OFPP to clarify inherently governmental jobs in July
OFPP's clarification of the lines surrounding inherently governmental functions will take a more people-centered approach.
The Office of Federal Procurement Policy (OFPP) is expected to issue more guidance in mid-July to clarify inherently governmental functions, but with more attention on employees than on specific duties, a top acquisition official said today.
“I think we’re taking the discussion in more of a human capital approach, going back to how many people you need and what kinds of skills do you need to staff a program office or a function in an agency,” Lesley Field, acting OFPP administrator, said in a speech at Washington Technology’s Top 100 conference and awards luncheon.
An inherently governmental function is a duty that only a federal employee can perform. It’s “a function that is so intimately related to the public interest as to mandate performance by government employees,” according to a 1992 policy letter from OFPP.

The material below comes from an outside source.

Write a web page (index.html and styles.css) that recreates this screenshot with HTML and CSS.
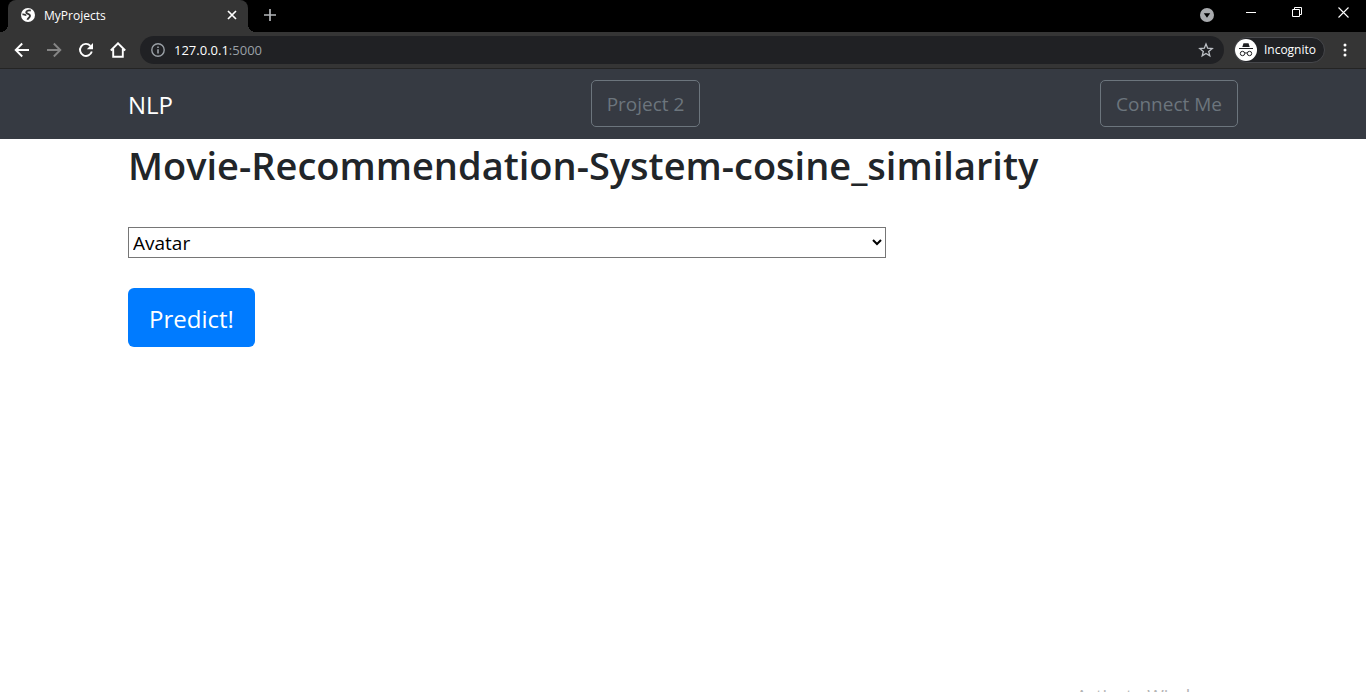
FILE: index.html
```html
<!DOCTYPE html>
<html lang="en">
<head>
<meta charset="utf-8">
<meta name="viewport" content="width=device-width, initial-scale=1">
<title>MyProjects</title>
<link rel="stylesheet" href="styles.css">
</head>
<body>
<div class="browser">
  <div class="tab-strip">
    <div class="tab">
      <svg class="favicon" width="16" height="16" viewBox="0 0 16 16" aria-hidden="true"><circle cx="8" cy="8" r="7" fill="#fff"/><path d="M10.800 3.600C9.200 3.200 6.300 3.400 6.200 5.200C6.100 7.200 9.800 6.400 10 8.600C10.200 10.600 8.200 10.600 7.400 12.800M2.400 7.400C3.600 7.300 5.400 7.500 6 8.700" fill="none" stroke="#353535" stroke-width="1.900"/></svg>
      <span class="tab-title">MyProjects</span>
      <button class="plain tab-close" aria-label="Close tab"><svg width="10" height="10" viewBox="0 0 10 10"><path d="M1 1l8 8M9 1L1 9" stroke="#fff" stroke-width="1.700"/></svg></button>
    </div>
    <button class="plain new-tab" aria-label="New tab"><svg width="12" height="12" viewBox="0 0 12 12"><path d="M6 0v12M0 6h12" stroke="#b4b6b9" stroke-width="1.700"/></svg></button>
    <div class="window-controls">
      <button class="plain tab-search" aria-label="Search tabs"><svg width="14" height="14" viewBox="0 0 14 14"><circle cx="7" cy="7" r="7" fill="#a9abae"/><path d="M3.800 5.200h6.400L7 9.700z" fill="#000"/></svg></button>
      <button class="plain control" aria-label="Minimize"><svg width="10" height="10" viewBox="0 0 10 10"><path d="M0 4.500h10" stroke="#fff"/></svg></button>
      <button class="plain control" aria-label="Restore"><svg width="11" height="11" viewBox="0 0 11 11"><path d="M.5 2.500h7v7h-7zM2.500 2.500v-2h7v7h-2" fill="none" stroke="#fff"/></svg></button>
      <button class="plain control" aria-label="Close"><svg width="11" height="11" viewBox="0 0 11 11"><path d="M.5.500l10 10M10.500.500l-10 10" stroke="#fff" stroke-width="1.100"/></svg></button>
    </div>
  </div>
  <div class="toolbar">
    <button class="plain nav-button" aria-label="Back"><svg width="16" height="16" viewBox="0 0 16 16"><path d="M15 8H2M8.200 1.500L1.700 8l6.500 6.500" fill="none" stroke="#fff" stroke-width="1.900"/></svg></button>
    <button class="plain nav-button" aria-label="Forward"><svg width="16" height="16" viewBox="0 0 16 16"><path d="M1 8h13M7.800 1.500L14.300 8l-6.500 6.500" fill="none" stroke="#858585" stroke-width="1.900"/></svg></button>
    <button class="plain nav-button" aria-label="Reload"><svg width="16" height="16" viewBox="0 0 16 16"><path d="M13.800 9.500A6 6 0 1 1 12.400 3.800" fill="none" stroke="#fff" stroke-width="1.900"/><path d="M15 1v6.200H8.800z" fill="#fff"/></svg></button>
    <button class="plain nav-button" aria-label="Home"><svg width="16" height="16" viewBox="0 0 16 16"><path d="M.8 8.500L8 1.300l7.200 7.200M3.200 7v7.800h9.600V7" fill="none" stroke="#fff" stroke-width="1.900"/></svg></button>
    <div class="address-bar">
      <svg width="14" height="14" viewBox="0 0 14 14" aria-hidden="true"><circle cx="7" cy="7" r="6.200" fill="none" stroke="#9aa0a6" stroke-width="1.400"/><path d="M7 6.200v4.300M7 3.400v1.600" stroke="#9aa0a6" stroke-width="1.600"/></svg>
      <span class="address">127.0.0.1<span class="port">:5000</span></span>
      <button class="plain bookmark" aria-label="Bookmark this page"><svg width="16" height="16" viewBox="0 0 16 16"><path d="M8 2l1.700 4.200 4.500.3-3.500 2.900 1.100 4.400L8 11.400l-3.800 2.400 1.100-4.400L1.800 6.500l4.500-.3z" fill="none" stroke="#bdc1c6" stroke-width="1.300"/></svg></button>
    </div>
    <button class="plain incognito">
      <svg width="22" height="22" viewBox="0 0 22 22" aria-hidden="true"><circle cx="11" cy="11" r="11" fill="#fff"/><path d="M7.300 8l1.200-3.700h5L14.700 8z" fill="#202124"/><path d="M4 9.500h14" stroke="#202124"/><path d="M9.800 14.200q1.200-.8 2.400 0" fill="none" stroke="#202124"/><circle cx="7.500" cy="14.500" r="2.200" fill="none" stroke="#202124"/><circle cx="14.500" cy="14.500" r="2.200" fill="none" stroke="#202124"/></svg>
      <span>Incognito</span>
    </button>
    <button class="plain menu" aria-label="Menu"><svg width="4" height="14" viewBox="0 0 4 14"><g fill="#fff"><circle cx="2" cy="2" r="1.500"/><circle cx="2" cy="7" r="1.500"/><circle cx="2" cy="12" r="1.500"/></g></svg></button>
  </div>
</div>
<header class="navbar">
  <nav class="container nav-row">
    <a class="brand" href="#">NLP</a>
    <a class="outline-button" href="#">Project 2</a>
    <a class="outline-button" href="#">Connect Me</a>
  </nav>
</header>
<main class="container">
  <h1>Movie-Recommendation-System-cosine_similarity</h1>
  <form>
    <select class="movie" aria-label="Movie"><option>Avatar</option></select>
    <button class="predict" type="button">Predict!</button>
  </form>
</main>
<div class="watermark">Activate Windows</div>
</body>
</html>
```
FILE: styles.css
```css
* {
  box-sizing: border-box;
}

body {
  position: relative;
  height: 100vh;
  margin: 0;
  overflow: hidden;
  background: #fff;
  color: #212529;
  font-family: "Open Sans", "Noto Sans", sans-serif;
  font-size: 20px;
}

svg {
  display: block;
  flex: none;
}

.plain {
  display: flex;
  align-items: center;
  justify-content: center;
  padding: 0;
  border: 0;
  background: none;
  color: #fff;
  font-family: inherit;
}

.browser {
  background: #353535;
  color: #fff;
  font-size: 12px;
}

.tab-strip {
  display: flex;
  height: 32px;
  padding-left: 8px;
  background: #000;
}

.tab {
  position: relative;
  display: flex;
  align-items: center;
  width: 240px;
  padding: 0 11px 2px 12px;
  border-radius: 8px 8px 0 0;
  background: #353535;
}

.tab::before,
.tab::after {
  content: "";
  position: absolute;
  bottom: 0;
  width: 8px;
  height: 8px;
}

.tab::before {
  right: 100%;
  background: radial-gradient(circle at 0 0, #000 8px, #353535 8px);
}

.tab::after {
  left: 100%;
  background: radial-gradient(circle at 100% 0, #000 8px, #353535 8px);
}

.tab-title {
  flex: 1;
  margin-left: 8px;
  font-size: 12px;
}

.new-tab {
  width: 44px;
  height: 30px;
}

.window-controls {
  display: flex;
  height: 26px;
  margin-left: auto;
}

.tab-search {
  width: 42px;
  height: 30px;
}

.control {
  width: 46px;
  height: 25px;
}

.toolbar {
  display: flex;
  align-items: center;
  height: 37px;
  padding: 0 16px 1px 6px;
  border-bottom: 1px solid #242424;
}

.nav-button {
  width: 32px;
  height: 32px;
}

.address-bar {
  display: flex;
  flex: 1;
  align-items: center;
  height: 28px;
  margin-left: 6px;
  padding: 0 10px 0 11px;
  border-radius: 14px;
  background: #202124;
}

.address {
  flex: 1;
  margin-left: 9px;
  font-size: 13px;
}

.port {
  color: #9aa0a6;
}

.incognito {
  height: 26px;
  margin-left: 10px;
  padding: 0 8px 0 0;
  gap: 7px;
  border: 1px solid #46474b;
  border-radius: 13px;
  background: #202124;
  font-size: 12px;
}

.menu {
  width: 10px;
  height: 24px;
  margin-left: 15px;
}

.container {
  width: 100%;
  max-width: 1110px;
  margin: 0 auto;
}

.navbar {
  background: #363a42;
}

.nav-row {
  display: flex;
  align-items: center;
  justify-content: space-between;
  height: 70px;
  padding-bottom: 1px;
}

.brand {
  margin-right: 18px;
  padding-top: 2px;
  color: #fff;
  font-size: 24px;
  text-decoration: none;
}

.outline-button {
  padding: 9px 15px 7px;
  border: 1px solid #6c757d;
  border-radius: 5px;
  color: #6c757d;
  font-size: 19px;
  line-height: 29px;
  text-decoration: none;
}

h1 {
  margin: 0 0 36px;
  font-size: 38px;
  font-weight: 600;
  line-height: 52px;
}

.movie {
  display: block;
  width: 758px;
  max-width: 100%;
  height: 31px;
  border: 1px solid #767676;
  border-radius: 0;
  background-color: #fff;
  color: #000;
  font-family: inherit;
  font-size: 19px;
}

.predict {
  margin-top: 30px;
  padding: 11px 21px 9px;
  border: 0;
  border-radius: 6px;
  background: #007bff;
  color: #fff;
  font-family: inherit;
  font-size: 24px;
  line-height: 39px;
}

.watermark {
  position: absolute;
  top: 684px;
  left: 1076px;
  color: #b4b4b4;
  font-size: 18px;
  line-height: 24px;
}
```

Field characterized talks among officials on clarifying those roles as focusing people and their skills. She wants to get agencies’ chief human capital officers involved in discussions that Congress and the Obama administration are only beginning to hold.

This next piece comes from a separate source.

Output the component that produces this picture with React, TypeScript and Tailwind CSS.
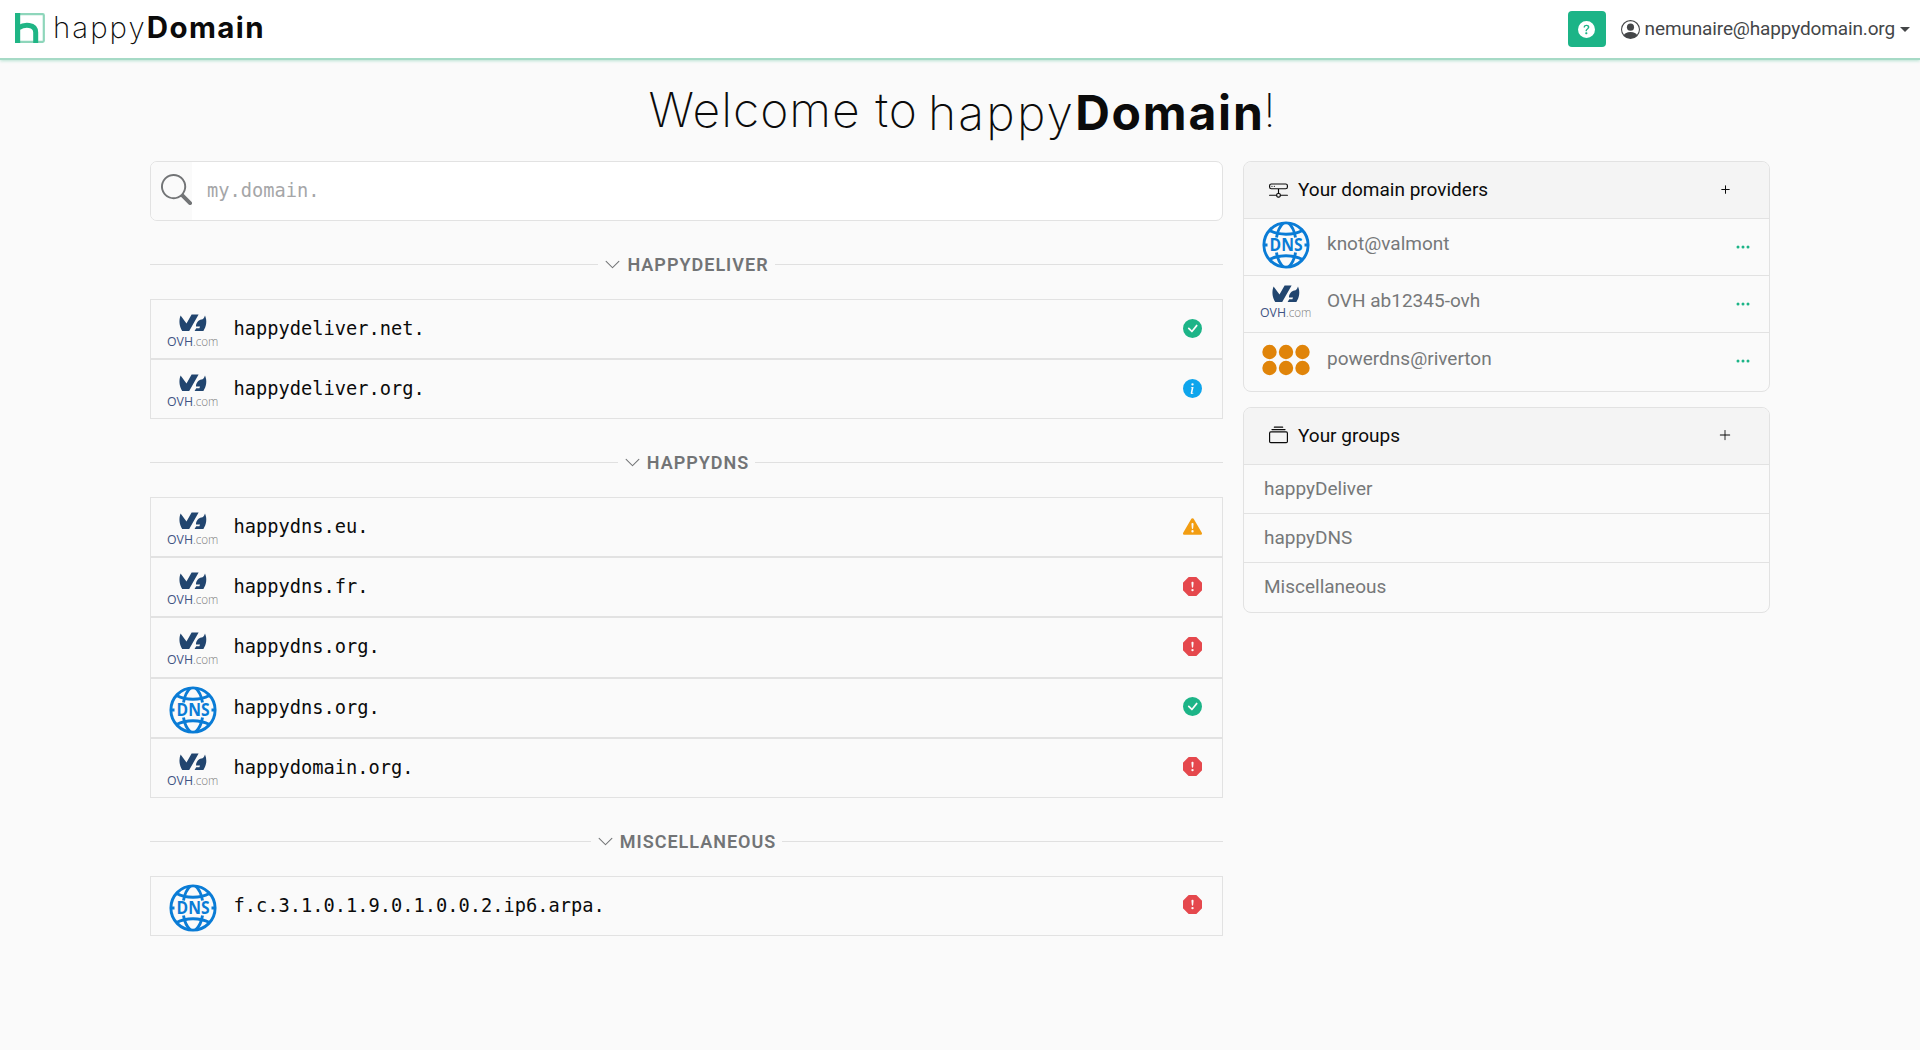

The fiscal 2009 National Defense Authorization Act, which became law in October 2008, requires a clarification of what is inherently governmental work, and President Barack Obama’s fiscal 2010 budget proposal also mentioned the need for that clarification.

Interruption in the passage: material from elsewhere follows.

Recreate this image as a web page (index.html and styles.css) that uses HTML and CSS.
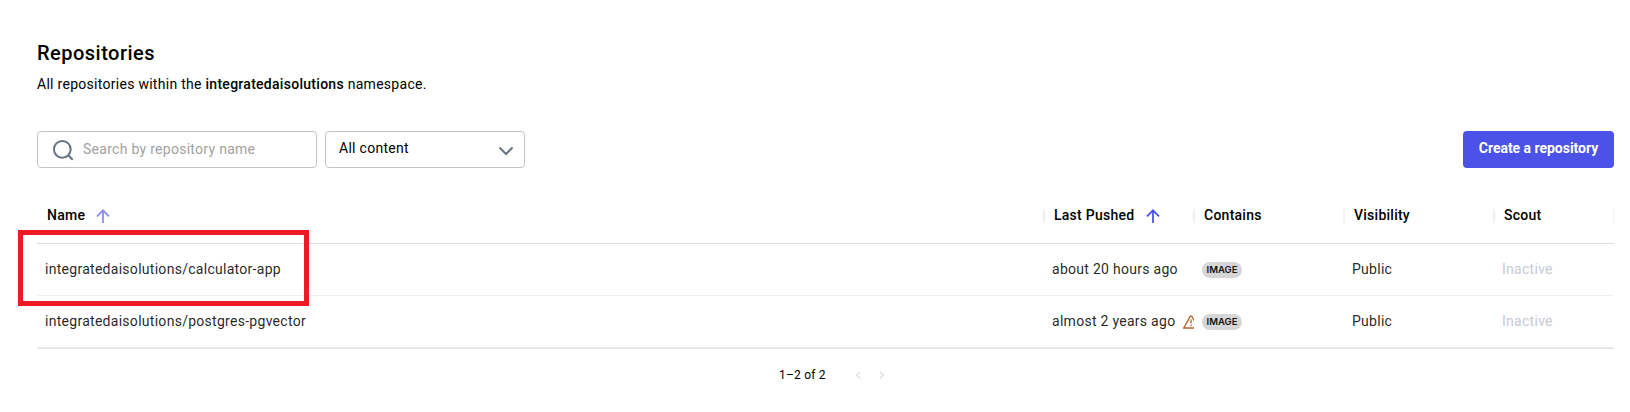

Many officials and experts say the lines around government-only duties are blurred. Guarding these functions from contractors has grown in importance as the public and private workforces blend in federal offices. Contractors are deeply embedded inside agencies as the federal acquisition workforce struggles with tough demands.
Debates on government acquisition reforms often return to the need for a larger and better-skilled workforce. Congress and the administration are taking steps to boost the size of the workforce. The administration today said it welcomes support in an initial draft of the House’s fiscal 2010 National Defense Authorization Act for the defense secretary’s plan to increase the size of the civilian acquisition workforce. The administration also supports provisions that reduce the Defense Department’s reliance on contractors for critical acquisition functions. The House is debating the bill this week.
As Congress debates the bill, OFPP has a September deadline for finding ways to know when an agency has enough people. In his March 4 memo on acquisition reforms, Obama said he wants to clarify when it’s appropriate to outsource federal work while helping agencies find the appropriate size and experience for the federal employees who develop and oversee acquisitions.
There’s a greater emphasis on building a strong workforce because without it, Field said other reforms most likely will fall flat.
Also a the Top 100 conference, Ed O’Hare, assistant commissioner, Integrated Technology Services at the General Services Administration’s Federal Acquisition Service, talked about how GSA may phase out governmentwide acquisition contracts and possibly merge them into schedules program.